Waze will warn you when a route is crash-prone.
Image: Waze

Waze has a new safety feature that launches an alert when drivers are coming up on a particularly crash-prone section of their route. Waze’s blog post says the feature, which has been in beta since last year, uses “historical crash data and key information about your route” like traffic levels or what kind of road it is to generate the warnings.

Seeing if a route is crash-prone means drivers can be more alert, or that seems to be Waze’s hope. A Google help page says the crash history alerts don’t distinguish between major and minor incidents, so knowing what you’re in for — and whether you should consider another route — might be hard. But alerts like this have to strike a balance between being informative and not becoming a distraction, so that makes sense.

Waze’s head of PR, Caroline Bourdeau, clarified to The Verge in an email that the warnings, which are based on community alerts, don’t take into account whether car accidents involve other vehicles, pedestrians, or cyclists.

An animated GIF showing the crash history feature in action — an alert slides up from the bottom in a friendly white rectangle, reading “History of crashes – next 1 mile.”

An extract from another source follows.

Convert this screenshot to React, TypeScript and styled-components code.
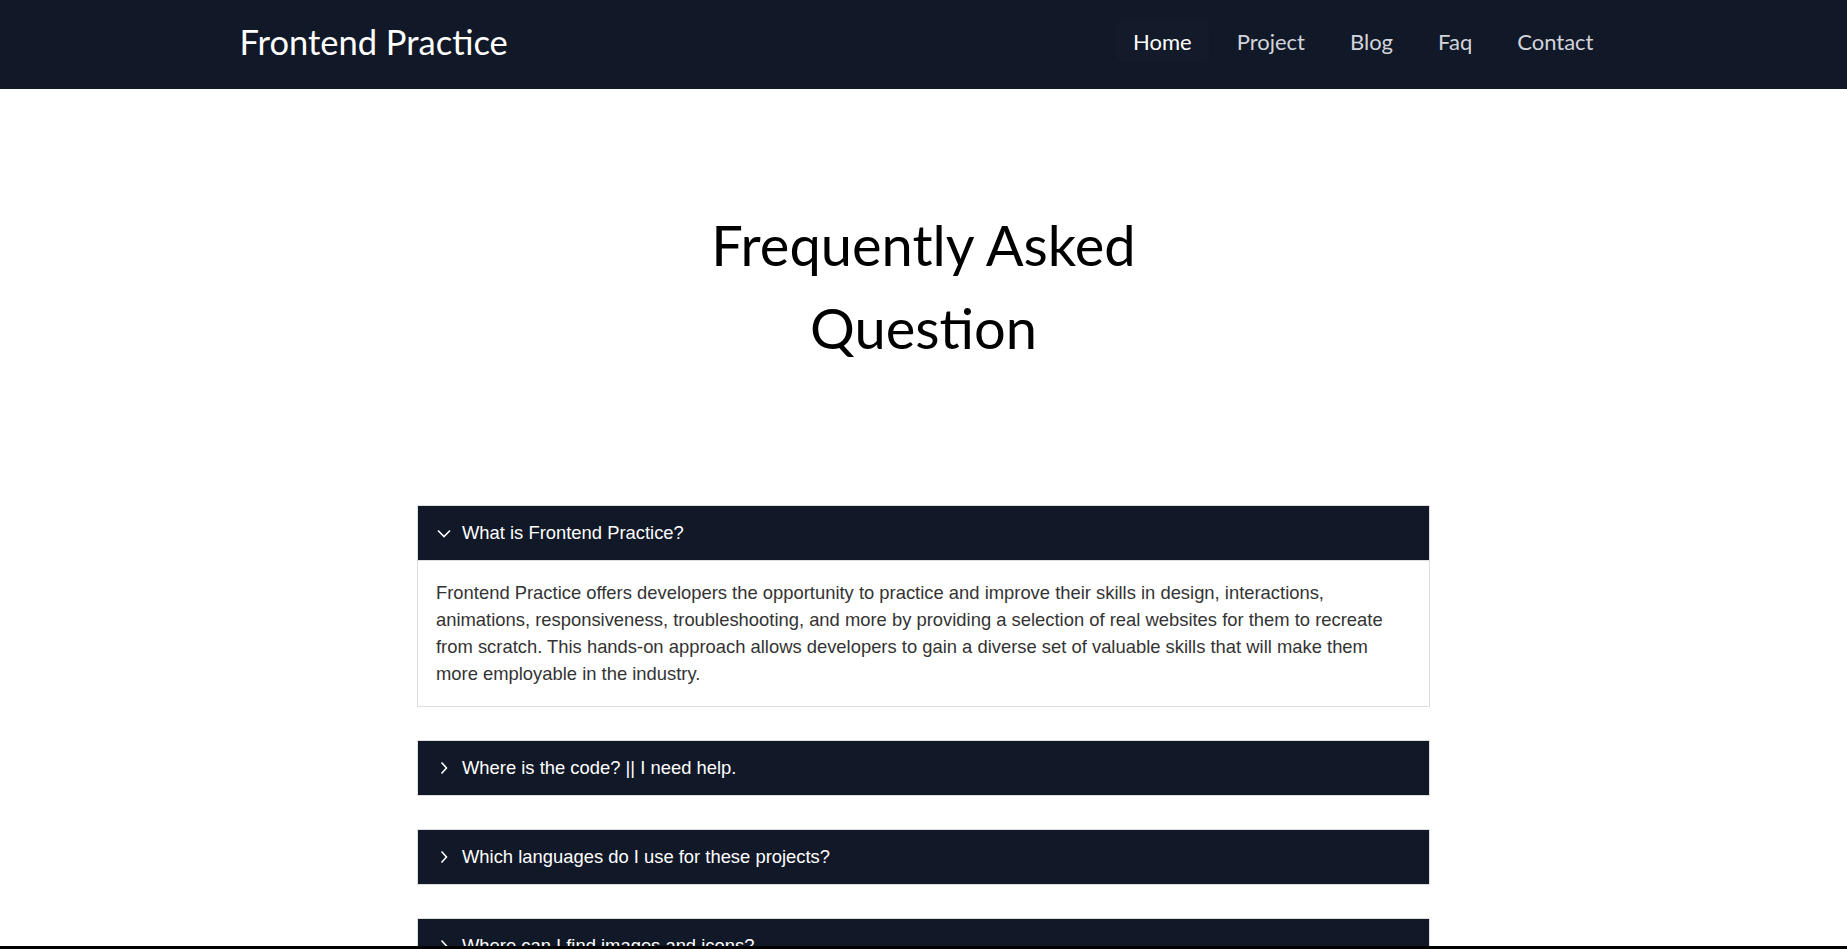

An animated GIF showing the crash history feature in action — an alert slides up from the bottom in a friendly white rectangle, reading “History of crashes – next 1 mile.”
The crash history feature in action.
Animation: Waze

Google has owned Waze for about a decade now, and that has yielded fruit for the Google Maps app as it siphons off some of Waze’s features, like incident reporting or a speedometer. It goes both ways, too, like the time Waze ported over Google Maps’ lane guidance.

In December last year, the company rolled the Waze team into Google’s Geo division, where Google Earth, Google Maps, and Street View reside, prior to laying some of them off a few months later. Waze says the feature is now available — I see it in Waze on my iOS and Android devices, but you can check for it by going to Settings > Alerts & Reports > Reports.